As far as Azerbaijan is concerned, until the Russian intervention in Georgia, Baku was slowly working toward defeating the Armenians and taking back Nagorno-Karabakh. To this end, it was relying on its oil exports, with which it had hoped to enhance its military capabilities for a final conflict with Armenia. The Kremlin’s moves into the Caucasus essentially threw a monkey wrench into Baku’s plans. Without the ability to export oil in an unencumbered manner, Azerbajian knows that it is just another country that does not border any of its allies — and a very poor and badly managed country at that.

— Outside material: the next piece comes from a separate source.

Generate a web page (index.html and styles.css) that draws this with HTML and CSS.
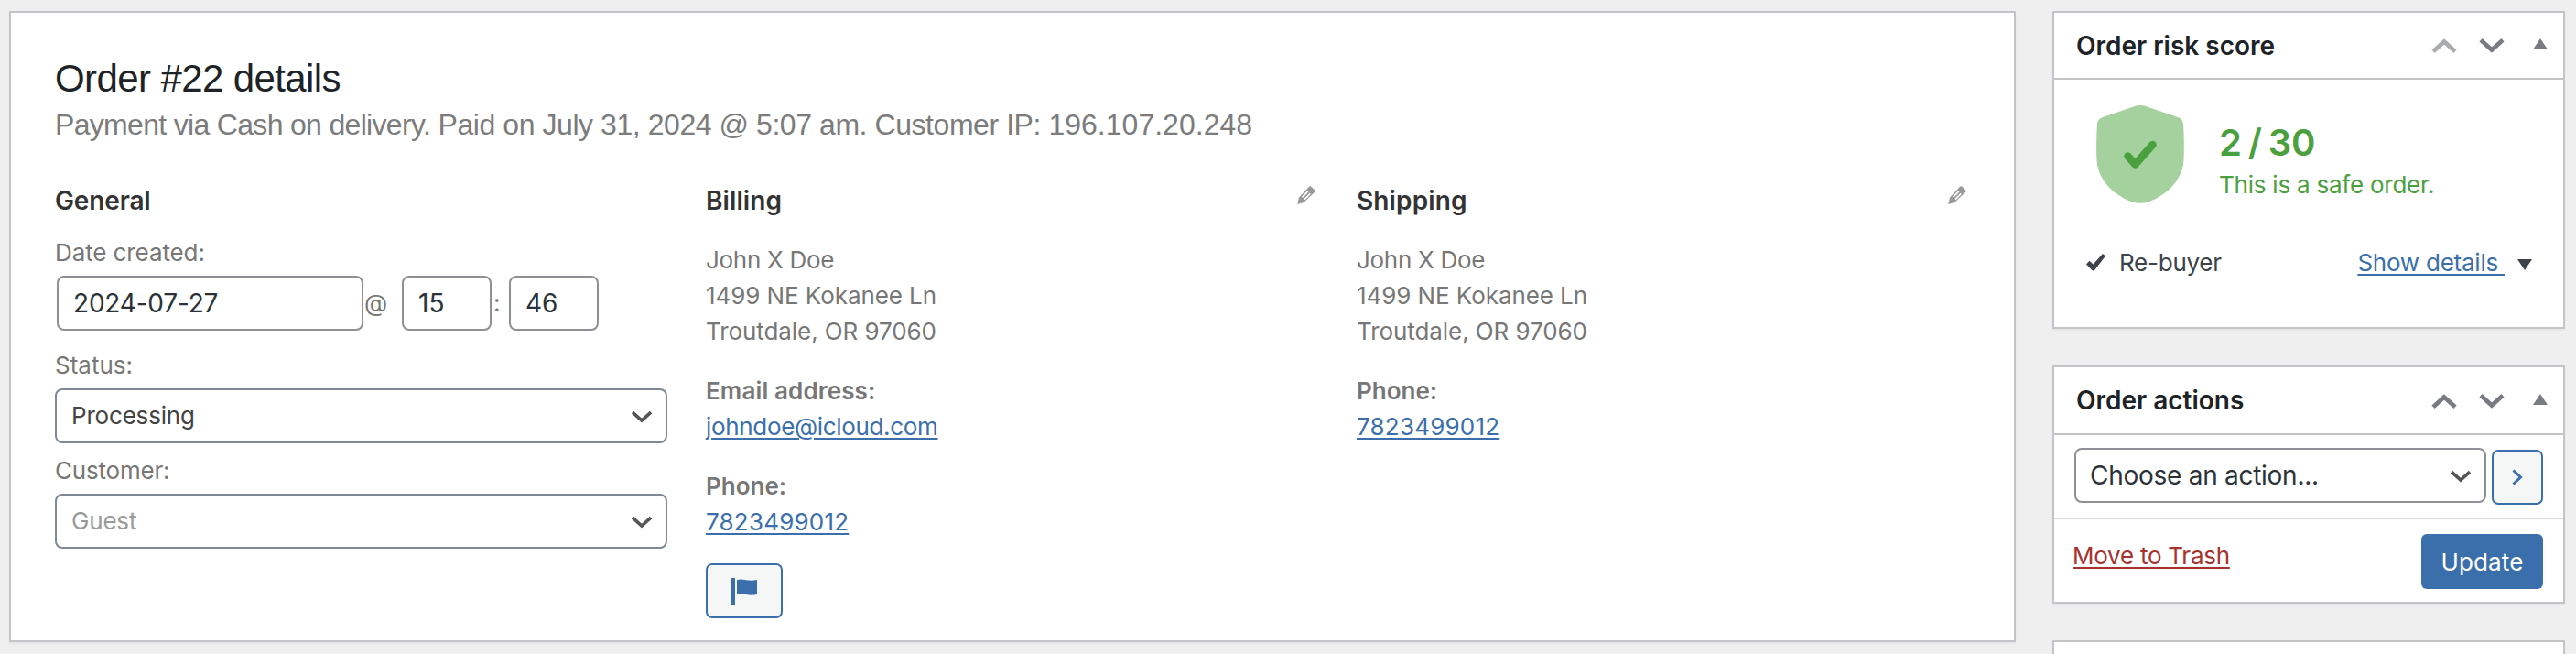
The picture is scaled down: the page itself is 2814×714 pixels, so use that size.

In other words, each of the three players in this dynamic has a dire need to work with the others to find a better way of meeting its needs. That said, deep animosities are not easily forgotten. Yerevan claims that more than 1 million of its people were killed by Turkish forces when Armenia was trying to secede — with Russian help — from an imploding Ottoman Empire during World War I. Given that the Armenian leadership hails from the region of Nagorno-Karabakh, a compromise on this thorny issue will be very problematic.

Such bad blood renders any process toward normalization extremely difficult. But while they are largely avoiding the political dimensions of this process, it does appear that the three states have begun examining the operational aspects of a potential relationship, driven by their respective interests.